A little girl walked by us wearing yellow plastic sandals topped with yellow plastic daisies. With every step she made, her shoes squeaked. Yvette said, “Oh, that’s a good idea, so the kid doesn’t get lost.”

I said, almost in time with the squeaking shoes, “Squeak, squeak, squeak.” The little girl and the two women accompanying her passed us, and the women looked back at me with giggles as they covered their smiling mouths with the edges of their saris, which were draped over their heads. I giggled back.

Later Shantum said, “I’m going further down to make sure Jagdish isn’t at the wrong spot with the luggage.
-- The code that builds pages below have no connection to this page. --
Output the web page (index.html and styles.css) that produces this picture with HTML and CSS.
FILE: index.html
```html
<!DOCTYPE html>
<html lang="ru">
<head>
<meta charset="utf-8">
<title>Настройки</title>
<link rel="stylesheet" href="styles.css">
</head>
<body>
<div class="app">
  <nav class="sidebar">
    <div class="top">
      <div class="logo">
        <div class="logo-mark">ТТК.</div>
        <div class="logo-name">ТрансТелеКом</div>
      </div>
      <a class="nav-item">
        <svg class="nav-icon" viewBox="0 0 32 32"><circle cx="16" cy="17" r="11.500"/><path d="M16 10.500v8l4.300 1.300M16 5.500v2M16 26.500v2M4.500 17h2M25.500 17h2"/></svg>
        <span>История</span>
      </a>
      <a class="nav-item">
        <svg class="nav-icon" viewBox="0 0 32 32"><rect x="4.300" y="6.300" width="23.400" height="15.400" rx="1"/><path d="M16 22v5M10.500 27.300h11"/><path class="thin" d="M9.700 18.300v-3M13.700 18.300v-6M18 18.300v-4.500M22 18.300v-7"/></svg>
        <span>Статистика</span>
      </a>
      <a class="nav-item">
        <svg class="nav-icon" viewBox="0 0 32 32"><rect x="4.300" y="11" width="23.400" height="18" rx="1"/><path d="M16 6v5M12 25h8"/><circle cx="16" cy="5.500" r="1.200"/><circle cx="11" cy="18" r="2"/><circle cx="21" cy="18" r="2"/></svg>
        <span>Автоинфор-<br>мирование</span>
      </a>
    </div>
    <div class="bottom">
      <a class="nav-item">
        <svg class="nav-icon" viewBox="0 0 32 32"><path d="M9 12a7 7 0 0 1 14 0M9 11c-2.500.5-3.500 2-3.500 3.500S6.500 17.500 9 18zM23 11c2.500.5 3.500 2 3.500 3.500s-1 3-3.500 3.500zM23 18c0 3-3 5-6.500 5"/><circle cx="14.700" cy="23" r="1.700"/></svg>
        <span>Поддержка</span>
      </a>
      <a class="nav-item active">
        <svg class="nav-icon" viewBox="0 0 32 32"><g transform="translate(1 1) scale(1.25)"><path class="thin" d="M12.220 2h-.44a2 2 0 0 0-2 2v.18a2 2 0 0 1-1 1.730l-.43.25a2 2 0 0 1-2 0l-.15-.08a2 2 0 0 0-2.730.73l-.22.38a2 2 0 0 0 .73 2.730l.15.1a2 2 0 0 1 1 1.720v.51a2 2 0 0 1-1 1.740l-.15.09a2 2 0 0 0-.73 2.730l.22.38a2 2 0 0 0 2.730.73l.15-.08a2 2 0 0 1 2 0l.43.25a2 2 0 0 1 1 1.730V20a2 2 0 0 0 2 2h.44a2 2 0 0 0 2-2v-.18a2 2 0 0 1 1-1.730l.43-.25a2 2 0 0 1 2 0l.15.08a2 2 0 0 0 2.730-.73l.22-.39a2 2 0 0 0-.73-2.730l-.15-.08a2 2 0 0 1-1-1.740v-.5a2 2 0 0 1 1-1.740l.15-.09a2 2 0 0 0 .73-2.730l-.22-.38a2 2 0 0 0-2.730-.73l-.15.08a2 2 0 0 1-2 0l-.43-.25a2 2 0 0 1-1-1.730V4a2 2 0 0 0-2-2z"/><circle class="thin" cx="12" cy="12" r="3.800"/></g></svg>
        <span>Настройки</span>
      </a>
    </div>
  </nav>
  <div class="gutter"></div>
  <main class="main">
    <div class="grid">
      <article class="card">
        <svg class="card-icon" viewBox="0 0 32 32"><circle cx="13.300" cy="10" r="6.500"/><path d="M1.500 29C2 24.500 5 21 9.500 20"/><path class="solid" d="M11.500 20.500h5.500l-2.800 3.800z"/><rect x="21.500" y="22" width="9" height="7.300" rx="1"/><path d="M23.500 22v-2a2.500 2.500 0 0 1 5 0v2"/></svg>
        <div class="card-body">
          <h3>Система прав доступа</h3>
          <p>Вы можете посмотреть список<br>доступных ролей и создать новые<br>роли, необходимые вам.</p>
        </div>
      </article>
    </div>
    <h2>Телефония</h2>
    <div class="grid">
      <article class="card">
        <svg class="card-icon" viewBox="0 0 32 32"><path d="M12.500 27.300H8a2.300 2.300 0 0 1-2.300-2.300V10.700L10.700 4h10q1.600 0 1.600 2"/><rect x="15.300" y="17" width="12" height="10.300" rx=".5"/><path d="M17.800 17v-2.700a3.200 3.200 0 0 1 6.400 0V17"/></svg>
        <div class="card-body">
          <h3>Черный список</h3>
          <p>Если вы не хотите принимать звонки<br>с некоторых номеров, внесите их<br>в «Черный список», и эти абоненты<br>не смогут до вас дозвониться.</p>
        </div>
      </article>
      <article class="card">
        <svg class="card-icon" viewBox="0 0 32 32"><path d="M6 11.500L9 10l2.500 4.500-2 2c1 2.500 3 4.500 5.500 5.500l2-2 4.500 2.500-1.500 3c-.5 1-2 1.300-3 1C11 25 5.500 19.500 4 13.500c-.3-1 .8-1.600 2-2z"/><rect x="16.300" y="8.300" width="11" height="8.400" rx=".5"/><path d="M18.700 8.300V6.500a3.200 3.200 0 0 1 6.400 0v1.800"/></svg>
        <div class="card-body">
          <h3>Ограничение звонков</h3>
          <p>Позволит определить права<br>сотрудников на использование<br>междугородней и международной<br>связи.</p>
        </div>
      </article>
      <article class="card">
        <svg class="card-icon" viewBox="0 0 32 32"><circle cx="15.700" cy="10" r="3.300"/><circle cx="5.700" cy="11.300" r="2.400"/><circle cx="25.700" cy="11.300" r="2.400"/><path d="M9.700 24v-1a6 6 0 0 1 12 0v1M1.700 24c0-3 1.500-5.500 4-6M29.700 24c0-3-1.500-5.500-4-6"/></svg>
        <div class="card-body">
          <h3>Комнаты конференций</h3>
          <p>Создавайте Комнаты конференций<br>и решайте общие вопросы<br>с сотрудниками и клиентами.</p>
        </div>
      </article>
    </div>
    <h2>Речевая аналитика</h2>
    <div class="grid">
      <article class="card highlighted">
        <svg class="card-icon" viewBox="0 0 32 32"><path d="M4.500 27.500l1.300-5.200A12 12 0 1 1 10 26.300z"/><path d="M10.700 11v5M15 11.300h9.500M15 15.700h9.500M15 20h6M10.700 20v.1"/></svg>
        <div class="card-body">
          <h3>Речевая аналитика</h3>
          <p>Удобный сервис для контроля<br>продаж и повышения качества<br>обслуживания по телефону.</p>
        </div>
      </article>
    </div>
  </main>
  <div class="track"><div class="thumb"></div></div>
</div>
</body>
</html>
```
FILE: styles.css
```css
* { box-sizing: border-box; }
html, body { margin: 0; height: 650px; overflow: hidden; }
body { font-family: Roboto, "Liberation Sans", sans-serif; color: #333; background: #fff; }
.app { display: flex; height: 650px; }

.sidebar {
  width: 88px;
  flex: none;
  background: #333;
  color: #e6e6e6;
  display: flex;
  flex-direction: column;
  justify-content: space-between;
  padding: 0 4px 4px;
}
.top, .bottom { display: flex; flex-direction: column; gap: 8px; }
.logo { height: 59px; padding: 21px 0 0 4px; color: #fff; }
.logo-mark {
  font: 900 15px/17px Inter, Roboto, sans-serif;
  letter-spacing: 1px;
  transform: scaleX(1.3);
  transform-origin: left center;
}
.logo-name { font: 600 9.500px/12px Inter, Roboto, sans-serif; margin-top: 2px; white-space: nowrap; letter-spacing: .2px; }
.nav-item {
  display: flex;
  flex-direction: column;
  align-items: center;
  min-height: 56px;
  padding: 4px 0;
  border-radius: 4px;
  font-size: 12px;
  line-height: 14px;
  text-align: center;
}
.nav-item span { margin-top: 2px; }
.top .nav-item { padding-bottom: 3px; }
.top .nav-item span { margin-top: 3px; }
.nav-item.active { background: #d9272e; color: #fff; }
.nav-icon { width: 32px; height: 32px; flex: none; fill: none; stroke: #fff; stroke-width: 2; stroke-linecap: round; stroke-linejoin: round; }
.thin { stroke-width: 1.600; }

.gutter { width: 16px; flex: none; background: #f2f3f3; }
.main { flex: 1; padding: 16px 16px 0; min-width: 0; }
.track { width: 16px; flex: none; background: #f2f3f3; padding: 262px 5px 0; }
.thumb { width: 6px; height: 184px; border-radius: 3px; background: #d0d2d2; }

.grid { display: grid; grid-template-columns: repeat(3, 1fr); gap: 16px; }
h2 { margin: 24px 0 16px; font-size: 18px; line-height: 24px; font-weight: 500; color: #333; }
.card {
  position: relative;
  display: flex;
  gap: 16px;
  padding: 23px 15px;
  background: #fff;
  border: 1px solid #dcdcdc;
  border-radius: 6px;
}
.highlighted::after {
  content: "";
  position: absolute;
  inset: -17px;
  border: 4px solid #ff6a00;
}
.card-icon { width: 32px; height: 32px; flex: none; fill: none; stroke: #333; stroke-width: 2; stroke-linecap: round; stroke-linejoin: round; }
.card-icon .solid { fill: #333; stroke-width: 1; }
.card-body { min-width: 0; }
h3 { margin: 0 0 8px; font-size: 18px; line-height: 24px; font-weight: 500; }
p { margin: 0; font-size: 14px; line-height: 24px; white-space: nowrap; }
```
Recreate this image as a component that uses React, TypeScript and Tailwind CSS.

Don’t move unless the bull charges!” The train showed up not long after that, at the same time that Shantum returned. He showed us which cars we had to climb aboard. We each had a ticket and were assigned by car rather than to specific seats. I chose a window seat, one of the narrow beds that runs parallel to the length of the train and has its own window. Jennifer chose the bed directly above mine. Plain white cotton curtains hung so that anyone ready to sleep could have some privacy.

While we sat on board admiring our narrow blue vinyl beds for the night, Jagdish and the porters arrived with our suitcases, which they scooted underneath our beds. Erika’s suitcase is huge and green and took up much of the space under my bed, but each of our suitcases is identified with our name in addition to red ribbons tied to the handles, so it doesn’t matter if my suitcase isn’t close to me.

Lying behind a curtain on my bunk of the sleeper train, I got comfy in a reclining Buddha pose. That is, I lay on my right side, with my legs just about straight and one foot on top of the other and with my right arm tucked under my pillow. The train hasn’t started moving yet; I think it’s waiting for other trains to get a head start.